The main competitor in the analog space is YPbPr. Most consumers refer to this as component video, though RGB is also a type of component video. As long as the receiving TV is calibrated correctly, there is no visual difference between RGB and YPbPr. However, the downside of YPbPr is that it does not send definite color values like RGB does, so the signal is open to interpretation by the TV. Still, it is usually more convenient to hook up consoles via YPbPr as it is more common to find connections for it.
Types of sync
When using RGB video, there are a few types of sync the signal could be using.
Sync on composite
This uses the composite video signal as sync. The main benefits of using sync on composite are:
- You don't have to choose between a pure sync signal and composite video on connectors with limited pins (like an 8-pin DIN).

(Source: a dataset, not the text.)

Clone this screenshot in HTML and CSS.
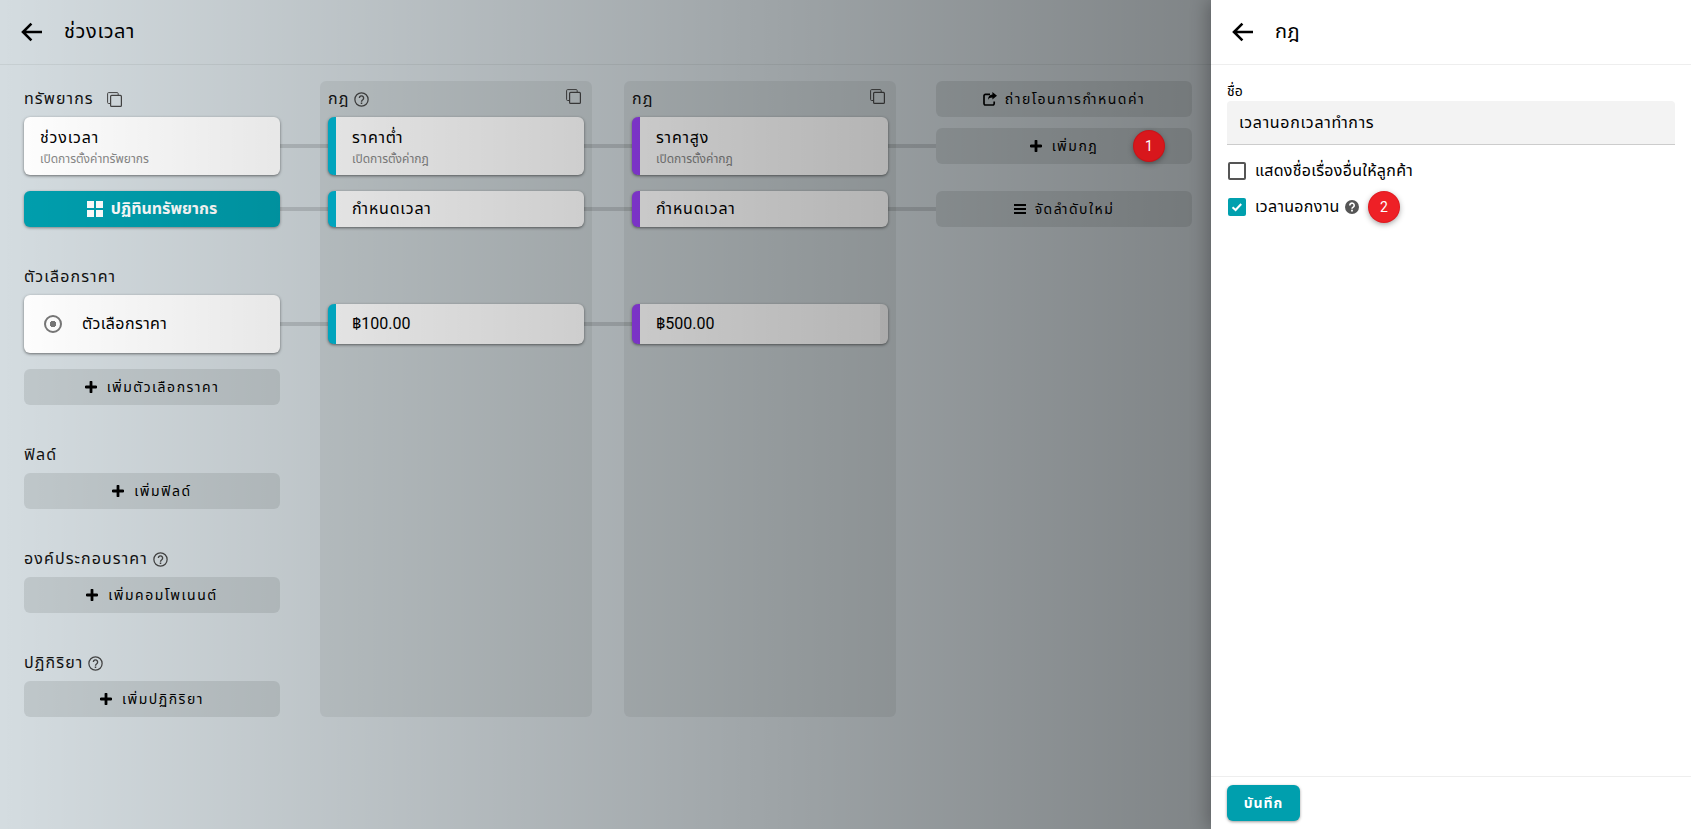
FILE: index.html
```html
<!DOCTYPE html>
<html lang="th">
<head>
<meta charset="utf-8">
<title>ช่วงเวลา</title>
<link rel="stylesheet" href="styles.css">
</head>
<body>
<svg class="sprite" width="0" height="0" aria-hidden="true">
  <symbol id="i-back" viewBox="0 0 22 20"><path d="M21 10H2.6M10.4 1.6 2 10l8.4 8.4" fill="none" stroke="currentColor" stroke-width="2.6"/></symbol>
  <symbol id="i-copy" viewBox="0 0 15 15"><path d="M3 11.5H1.6a1 1 0 0 1-1-1V1.6a1 1 0 0 1 1-1h8.6a1 1 0 0 1 1 1V3" fill="none" stroke="currentColor" stroke-width="1"/><rect x="3.6" y="3.4" width="10.8" height="11" rx="1" fill="none" stroke="currentColor" stroke-width="1.2"/></symbol>
  <symbol id="i-help" viewBox="0 0 24 24"><circle cx="12" cy="12" r="10.6" fill="none" stroke="currentColor" stroke-width="2"/><path d="M8.6 9.6a3.4 3.4 0 1 1 5.4 2.8c-1.3.9-2 1.5-2 3" fill="none" stroke="currentColor" stroke-width="2.2"/><rect x="10.8" y="16.8" width="2.4" height="2.4" fill="currentColor"/></symbol>
  <symbol id="i-plus" viewBox="0 0 12 12"><path d="M6 1v10M1 6h10" fill="none" stroke="currentColor" stroke-width="2.8" stroke-linecap="round"/></symbol>
  <symbol id="i-grid" viewBox="0 0 16 16"><path d="M0 0h7v7H0zM9 0h7v7H9zM0 9h7v7H0zM9 9h7v7H9z" fill="currentColor"/></symbol>
  <symbol id="i-share" viewBox="0 0 14 14"><path d="M7 2.4H2.4a1.4 1.4 0 0 0-1.4 1.4v7.8A1.4 1.4 0 0 0 2.4 13h7.4a1.4 1.4 0 0 0 1.4-1.4V9.4" fill="none" stroke="currentColor" stroke-width="1.7"/><path d="M9.4 0 14 3.8 9.4 7.6V5.5C7.2 5.5 5.8 6.2 5 8c0-3.2 1.6-5.1 4.4-5.4z" fill="currentColor"/></symbol>
  <symbol id="i-bars" viewBox="0 0 12 12"><path d="M0 1h12v2H0zM0 5h12v2H0zM0 9h12v2H0z" fill="currentColor"/></symbol>
  <symbol id="i-qfill" viewBox="0 0 14 14"><circle cx="7" cy="7" r="7" fill="currentColor"/><path d="M4.8 5.4A2.2 2.2 0 1 1 8.2 7.2C7.4 7.7 7 8 7 8.8" fill="none" stroke="#fff" stroke-width="1.6"/><rect x="6.1" y="9.7" width="1.8" height="1.8" fill="#fff"/></symbol>
</svg>

<div class="app">
  <div class="page">
    <header class="topbar">
      <svg class="back"><use href="#i-back"/></svg>
      <h1 class="topbar-title">ช่วงเวลา</h1>
    </header>
    <main class="board">
      <section class="col-resources">
        <div class="heading">ทรัพยากร <svg class="ico-copy copy-near"><use href="#i-copy"/></svg></div>
        <div class="card link">
          <div class="card-title">ช่วงเวลา</div>
          <div class="card-sub">เปิดการตั้งค่าทรัพยากร</div>
        </div>
        <button class="primary link gap"><svg class="ico-grid"><use href="#i-grid"/></svg>ปฏิทินทรัพยากร</button>

        <div class="heading section">ตัวเลือกราคา</div>
        <div class="card card-row link">
          <span class="radio"></span>
          <span class="card-title">ตัวเลือกราคา</span>
        </div>
        <button class="ghost gap"><svg class="ico-plus"><use href="#i-plus"/></svg>เพิ่มตัวเลือกราคา</button>

        <div class="heading section">ฟิลด์</div>
        <button class="ghost"><svg class="ico-plus"><use href="#i-plus"/></svg>เพิ่มฟิลด์</button>

        <div class="heading section">องค์ประกอบราคา <svg class="ico-help"><use href="#i-help"/></svg></div>
        <button class="ghost"><svg class="ico-plus"><use href="#i-plus"/></svg>เพิ่มคอมโพเนนต์</button>

        <div class="heading section">ปฏิกิริยา <svg class="ico-help"><use href="#i-help"/></svg></div>
        <button class="ghost"><svg class="ico-plus"><use href="#i-plus"/></svg>เพิ่มปฏิกิริยา</button>
      </section>

      <section class="rule-col teal">
        <div class="heading">กฎ <svg class="ico-help"><use href="#i-help"/></svg><svg class="ico-copy copy-end"><use href="#i-copy"/></svg></div>
        <div class="card rule link">
          <div class="card-title">ราคาต่ำ</div>
          <div class="card-sub">เปิดการตั้งค่ากฎ</div>
        </div>
        <div class="card rule slim link gap">กำหนดเวลา</div>
        <div class="card rule price link">฿100.00</div>
      </section>

      <section class="rule-col purple">
        <div class="heading">กฎ <svg class="ico-copy copy-end"><use href="#i-copy"/></svg></div>
        <div class="card rule link">
          <div class="card-title">ราคาสูง</div>
          <div class="card-sub">เปิดการตั้งค่ากฎ</div>
        </div>
        <div class="card rule slim link gap">กำหนดเวลา</div>
        <div class="card rule price striped">฿500.00</div>
      </section>

      <section class="col-actions">
        <button class="ghost"><svg class="ico-share"><use href="#i-share"/></svg>ถ่ายโอนการกำหนดค่า</button>
        <button class="ghost add-rule"><svg class="ico-plus"><use href="#i-plus"/></svg>เพิ่มกฎ<span class="badge badge-one">1</span></button>
        <button class="ghost reorder"><svg class="ico-bars"><use href="#i-bars"/></svg>จัดลำดับใหม่</button>
      </section>
    </main>
    <div class="dim"></div>
  </div>

  <aside class="panel">
    <header class="topbar panel-bar">
      <svg class="back"><use href="#i-back"/></svg>
      <h2 class="topbar-title">กฎ</h2>
    </header>
    <div class="panel-body">
      <label class="field-label">ชื่อ</label>
      <div class="input">เวลานอกเวลาทำการ</div>
      <div class="check-row first"><span class="box"></span>แสดงชื่อเรื่องอื่นให้ลูกค้า</div>
      <div class="check-row">
        <span class="box on"><svg viewBox="0 0 18 18" width="18" height="18"><path d="M4.5 9.2 7.6 12l5.6-6" fill="none" stroke="#fff" stroke-width="2"/></svg></span>
        เวลานอกงาน <svg class="ico-qfill"><use href="#i-qfill"/></svg>
        <span class="badge badge-two">2</span>
      </div>
    </div>
    <footer class="panel-foot">
      <button class="save">บันทึก</button>
    </footer>
  </aside>
</div>
</body>
</html>
```
FILE: styles.css
```css
* { box-sizing: border-box; }
html, body { margin: 0; height: 100%; overflow: hidden; }
body {
  font-family: Roboto, "Noto Sans", "Noto Sans Thai", "Liberation Sans", sans-serif;
  font-size: 16px;
  color: #111;
  background: #d4dce0;
}
.sprite { position: absolute; }
.app { display: flex; width: 1691px; height: 829px; }
.page { position: relative; flex: 0 0 1211px; background: #d4dce0; overflow: hidden; }
.dim {
  position: absolute;
  inset: 0;
  background: linear-gradient(90deg, rgba(0,0,0,0) 0, rgba(0,0,0,.4) 100%);
  pointer-events: none;
}
.topbar {
  height: 65px;
  display: flex;
  align-items: center;
  padding-left: 21px;
  border-bottom: 1px solid rgba(0,0,0,.06);
}
.back { width: 22px; height: 20px; color: #000; flex: none; }
.topbar-title { margin: 0 0 0 21px; font-size: 20px; font-weight: 400; letter-spacing: .6px; color: #000; }
.board { display: flex; padding: 16px 0 0 24px; align-items: stretch; width: 1211px; }
.col-resources { width: 256px; flex: none; }
.rule-col {
  width: 272px;
  flex: none;
  margin-left: 40px;
  padding: 0 8px;
  border-radius: 6px;
  background: rgba(0,0,0,.06);
}
.rule-col + .rule-col { margin-left: 32px; }
.col-actions { width: 256px; flex: none; margin-left: 40px; }
.heading {
  position: relative;
  height: 36px;
  display: flex;
  align-items: center;
  gap: 5px;
  font-size: 16px;
  font-weight: 400;
  letter-spacing: 1.1px;
  color: #111;
}
.section { margin-top: 32px; }
.ico-copy { width: 15px; height: 15px; color: #444; flex: none; }
.copy-near { margin-left: 8px; }
.copy-end { position: absolute; right: 3px; top: 8px; }
.ico-help { width: 15px; height: 15px; color: #444; flex: none; }
.card {
  position: relative;
  height: 58px;
  padding: 8px 16px;
  background: #fff;
  border-radius: 6px;
  box-shadow: 0 1px 3px rgba(0,0,0,.5);
}
.card-title { font-size: 16px; font-weight: 400; letter-spacing: .8px; line-height: 26px; color: #000; }
.card-sub { font-size: 12px; color: #888; line-height: 17px; }
.card-row { display: flex; align-items: center; padding-left: 20px; }
.card-row .card-title { margin-left: 20px; letter-spacing: .4px; }
.radio {
  width: 18px; height: 18px; flex: none;
  border-radius: 50%;
  border: 2px solid #777;
  position: relative;
  background: radial-gradient(circle, #777 0 3px, transparent 3.5px);
}
.rule { border-left: 8px solid; }
.teal .rule { border-left-color: #00b8d4; }
.purple .rule { border-left-color: #9b40fa; }
.slim { height: 36px; padding: 0 16px; display: flex; align-items: center; font-weight: 400; letter-spacing: .8px; color: #000; }
.gap { margin-top: 16px; }
.price {
  height: 40px;
  margin-top: 77px;
  padding: 0 16px;
  display: flex;
  align-items: center;
  font-size: 16px;
  font-weight: 400;
  letter-spacing: 0;
  color: #000;
}
.striped::before {
  content: "";
  position: absolute;
  right: 0; top: 0; bottom: 0;
  width: 8px;
  background: rgba(0,0,0,.05);
  border-radius: 0 6px 6px 0;
}
.link::after {
  content: "";
  position: absolute;
  left: 100%;
  top: 50%;
  width: 48px;
  height: 4px;
  margin-top: -2px;
  background: rgba(0,0,0,.13);
}
button { font-family: inherit; border: 0; cursor: pointer; display: flex; width: 100%; align-items: center; justify-content: center; }
.primary {
  position: relative;
  height: 36px;
  color: #fff;
  background: #009fae;
  border-radius: 6px;
  font-size: 16px;
  font-weight: 700;
  letter-spacing: 0;
  box-shadow: 0 1px 3px rgba(0,0,0,.4);
}
.ico-grid { width: 16px; height: 16px; margin-right: 8px; }
.ghost {
  position: relative;
  height: 36px;
  background: rgba(0,0,0,.09);
  border-radius: 6px;
  color: #000;
  font-size: 14px;
  font-weight: 400;
  letter-spacing: 1.5px;
}
.ico-plus { width: 12px; height: 12px; margin-right: 10px; color: #000; }
.ico-share { width: 14px; height: 14px; margin-right: 8px; }
.ico-bars { width: 12px; height: 12px; margin-right: 9px; }
.add-rule { margin-top: 11px; }
.reorder { margin-top: 27px; }
.badge {
  position: absolute;
  z-index: 2;
  width: 30px; height: 30px;
  border-radius: 50%;
  display: flex; align-items: center; justify-content: center;
  color: #fff;
  font-size: 14px;
  font-weight: 400;
  letter-spacing: 0;
  background: #ee2026;
  box-shadow: 0 0 0 1px #e01a20, 0 2px 6px rgba(0,0,0,.45);
}
.badge-one { left: 198px; top: 3px; background: #d8171c; box-shadow: 0 0 0 1px #c81419, 0 2px 6px rgba(0,0,0,.45); }
.badge-two { left: 142px; top: -6px; }

.panel {
  flex: 0 0 480px;
  background: #fff;
  display: flex;
  flex-direction: column;
  box-shadow: -4px 0 16px rgba(0,0,0,.25);
  position: relative;
}
.panel-bar { border-bottom-color: #eee; }
.panel-body { flex: 1; padding: 17px 16px 0; }
.field-label { display: block; font-size: 14px; font-weight: 400; line-height: 19px; color: #000; }
.input {
  height: 44px;
  padding: 0 12px;
  display: flex;
  align-items: center;
  background: #f3f3f3;
  border-bottom: 1px solid #ccc;
  border-radius: 4px 4px 0 0;
  font-size: 16px;
  font-weight: 400;
  letter-spacing: .7px;
  color: #000;
}
.check-row {
  position: relative;
  display: flex;
  align-items: center;
  height: 18px;
  margin-top: 18px;
  padding-left: 1px;
  font-size: 16px;
  font-weight: 400;
  letter-spacing: .3px;
  color: #000;
}
.check-row.first { margin-top: 17px; }
.box {
  width: 18px; height: 18px;
  margin-right: 9px;
  flex: none;
  border: 2px solid #555;
  border-radius: 2px;
}
.box.on { border: 0; background: #00a0ae; }
.box.on svg { display: block; }
.ico-qfill { width: 14px; height: 14px; margin-left: 5px; color: #555; }
.panel-foot { height: 53px; border-top: 1px solid #eee; padding: 8px 16px 0; }
.save {
  width: 73px; height: 36px;
  background: #009fae;
  color: #fff;
  border-radius: 6px;
  font-size: 14px;
  font-weight: 700;
  letter-spacing: 1px;
  box-shadow: 0 1px 3px rgba(0,0,0,.4);
}
```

- It is technically the only officially supported type of sync on SCART and JP21 connectors.
- No need for resistors/capacitors as it outputs the correct signal level.
The downside is that you may get some signal interference if you are using a cheaper cable that isn't fully shielded.

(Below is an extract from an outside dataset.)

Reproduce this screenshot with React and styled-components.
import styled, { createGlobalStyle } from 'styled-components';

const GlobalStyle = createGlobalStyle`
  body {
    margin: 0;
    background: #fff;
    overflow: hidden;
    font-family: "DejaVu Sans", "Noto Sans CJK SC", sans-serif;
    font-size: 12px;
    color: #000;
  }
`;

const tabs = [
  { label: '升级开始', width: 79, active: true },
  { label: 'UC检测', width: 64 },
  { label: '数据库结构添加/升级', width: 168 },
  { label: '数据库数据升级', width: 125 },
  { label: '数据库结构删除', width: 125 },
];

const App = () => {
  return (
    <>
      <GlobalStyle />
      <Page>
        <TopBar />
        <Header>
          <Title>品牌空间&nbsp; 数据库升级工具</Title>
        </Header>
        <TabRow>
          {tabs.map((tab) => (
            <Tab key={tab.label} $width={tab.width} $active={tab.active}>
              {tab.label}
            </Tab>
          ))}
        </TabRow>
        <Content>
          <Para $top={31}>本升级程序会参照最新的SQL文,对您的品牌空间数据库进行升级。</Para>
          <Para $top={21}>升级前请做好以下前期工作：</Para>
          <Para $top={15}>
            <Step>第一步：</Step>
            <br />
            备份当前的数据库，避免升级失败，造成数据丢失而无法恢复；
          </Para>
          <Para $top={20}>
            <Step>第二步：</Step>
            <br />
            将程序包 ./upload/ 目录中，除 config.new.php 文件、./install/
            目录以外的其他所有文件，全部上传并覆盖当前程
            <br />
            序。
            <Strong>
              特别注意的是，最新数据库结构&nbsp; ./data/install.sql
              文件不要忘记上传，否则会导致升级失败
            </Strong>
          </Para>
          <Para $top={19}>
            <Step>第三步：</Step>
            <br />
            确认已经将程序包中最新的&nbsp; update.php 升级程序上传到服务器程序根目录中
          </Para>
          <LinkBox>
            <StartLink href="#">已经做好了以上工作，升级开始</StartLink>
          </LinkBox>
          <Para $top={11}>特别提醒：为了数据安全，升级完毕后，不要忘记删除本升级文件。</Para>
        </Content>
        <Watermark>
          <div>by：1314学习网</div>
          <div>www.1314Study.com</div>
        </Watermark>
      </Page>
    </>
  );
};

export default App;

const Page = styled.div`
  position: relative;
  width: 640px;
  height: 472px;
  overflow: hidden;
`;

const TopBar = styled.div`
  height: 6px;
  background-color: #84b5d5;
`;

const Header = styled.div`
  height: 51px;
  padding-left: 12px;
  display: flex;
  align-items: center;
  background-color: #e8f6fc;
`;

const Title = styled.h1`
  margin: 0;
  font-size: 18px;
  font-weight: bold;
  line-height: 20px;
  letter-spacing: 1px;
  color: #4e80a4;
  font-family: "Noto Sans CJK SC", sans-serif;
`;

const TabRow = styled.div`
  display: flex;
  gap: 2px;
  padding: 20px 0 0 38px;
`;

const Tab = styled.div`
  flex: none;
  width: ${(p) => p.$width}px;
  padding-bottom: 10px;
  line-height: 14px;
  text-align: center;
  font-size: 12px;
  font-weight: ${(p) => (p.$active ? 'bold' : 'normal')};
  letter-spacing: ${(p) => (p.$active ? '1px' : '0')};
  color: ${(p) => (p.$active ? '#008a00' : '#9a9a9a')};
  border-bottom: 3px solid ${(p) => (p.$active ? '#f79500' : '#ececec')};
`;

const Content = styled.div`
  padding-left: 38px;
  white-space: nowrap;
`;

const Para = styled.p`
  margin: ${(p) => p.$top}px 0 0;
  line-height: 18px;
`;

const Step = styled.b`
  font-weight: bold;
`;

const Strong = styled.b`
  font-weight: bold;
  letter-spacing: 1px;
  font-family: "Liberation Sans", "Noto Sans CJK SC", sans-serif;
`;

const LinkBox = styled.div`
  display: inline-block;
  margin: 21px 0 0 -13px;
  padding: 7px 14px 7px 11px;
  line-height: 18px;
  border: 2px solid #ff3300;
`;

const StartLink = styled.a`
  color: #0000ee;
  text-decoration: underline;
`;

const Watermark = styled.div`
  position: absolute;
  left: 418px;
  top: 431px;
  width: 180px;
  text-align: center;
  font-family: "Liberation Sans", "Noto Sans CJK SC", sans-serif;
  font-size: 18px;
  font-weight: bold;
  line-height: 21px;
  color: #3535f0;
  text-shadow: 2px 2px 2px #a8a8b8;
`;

Short for composite sync (because it combines horizontal and vertical sync), this is a pure sync signal, meaning that no other information is sent down the line with it. You will see this referred to as RGBs. This generally means that you don't have to worry about interference as much and can get away with cheaper cables, but it also has some downsides:
- Since it is only sending sync, you don't have composite video as a fallback.
- Requires some form of attenuation or smoothing to get it to the right signal level.
- 8-pin DIN connectors don't have enough pins to have c-sync and composite video connected, so you have to choose one. If you choose c-sync, you can't use a composite AV cable anymore.
With that in mind, a lot of consoles have a custom output jack that has many output pins so that it can support a variety of outputs. Nintendo's multiout or the AV jack on PlayStation, for example, can support composite video, s-video, and RGB. In these cases, you might as well use c-sync, but keep in mind you will need the proper resistors/capacitors in the cable. For systems with a DIN jack (PCE family), using the composite video signal for sync (with a nice, fully-shielded cable) will make the most sense. In either case, with a fully-shielded cable, there should be no visible difference between c-sync and sync on composite.
Sync on luma
This uses the sync information carried on the luma line of an s-video signal for sync. It is a cleaner type of sync than sync on composite since only brightness and sync info is carried on the line, but it is not available on all consoles. This is also the type of sync used in YPbPr signals.
Sync on green
Generally abbreviated as RGsB, sync on green sends the sync information down the green signal line. It is very uncommon, but it is used by the PS2 when sending progressive video via RGB.
This is referred to as separate sync since the horizontal (H) and vertical (V) sync information are sent down separate lines. You will see this abbreviated as RGBHV. It is the standard used by VGA video, but it is extremely uncommon to find in consoles. The one major exception is the Dreamcast since it has a VGA output option. It is not supported by SCART connectors since it requires two lines.